I was too yellow to try it that night, but I might order it someday because the Ixtapa crew sautés it with wine and goat cheese. The menu insists that the dish is "to die for."

Debbie and I liked the less exotic squash-blossom version, but Franklin's guacamole wasn't quite defrosted; it tasted more like an avocado sorbet.

Turned on by Esquada's basso, Debbie took his recommendation for camarones borrachos: shrimp cooked in an oddball — but tasty, it turned out — concoction of orange juice, beer, paprika and wine. The sauce, vividly orange but watery, was heavier on brew than on citrus, but Debbie greedily ate the crustaceans with soft slices of fresh avocado.

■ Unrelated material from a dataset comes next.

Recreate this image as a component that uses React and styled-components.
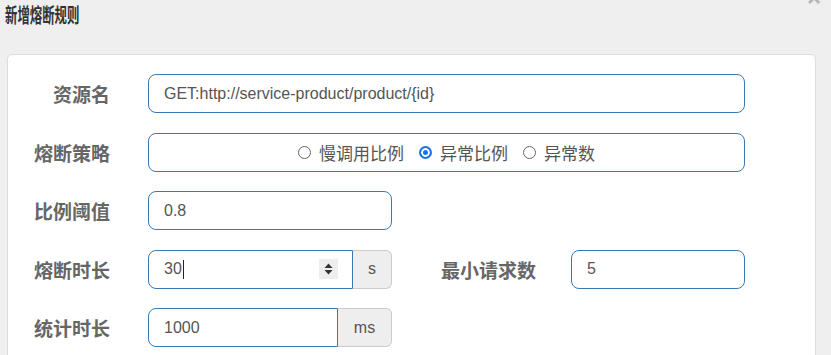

I couldn't resist ordering the Steak Ranchero, if only because the menu description ended with a command in capital letters: DON'T MISS IT! When it arrived, the beef slices had been sautéed in some mysterious special sauce and jalapeño slices — it was pleasant enough but didn't live up to its marching orders.

Esquada decided on pollo al chipotle for Franklin, who took one taste and gasped for water. It's a fiery number, all right, with sautéed chicken, broccoli and carrots in a smoked-chili cream sauce. I thought it was excellent, but Franklin sulked: "I wish I had ordered a burrito."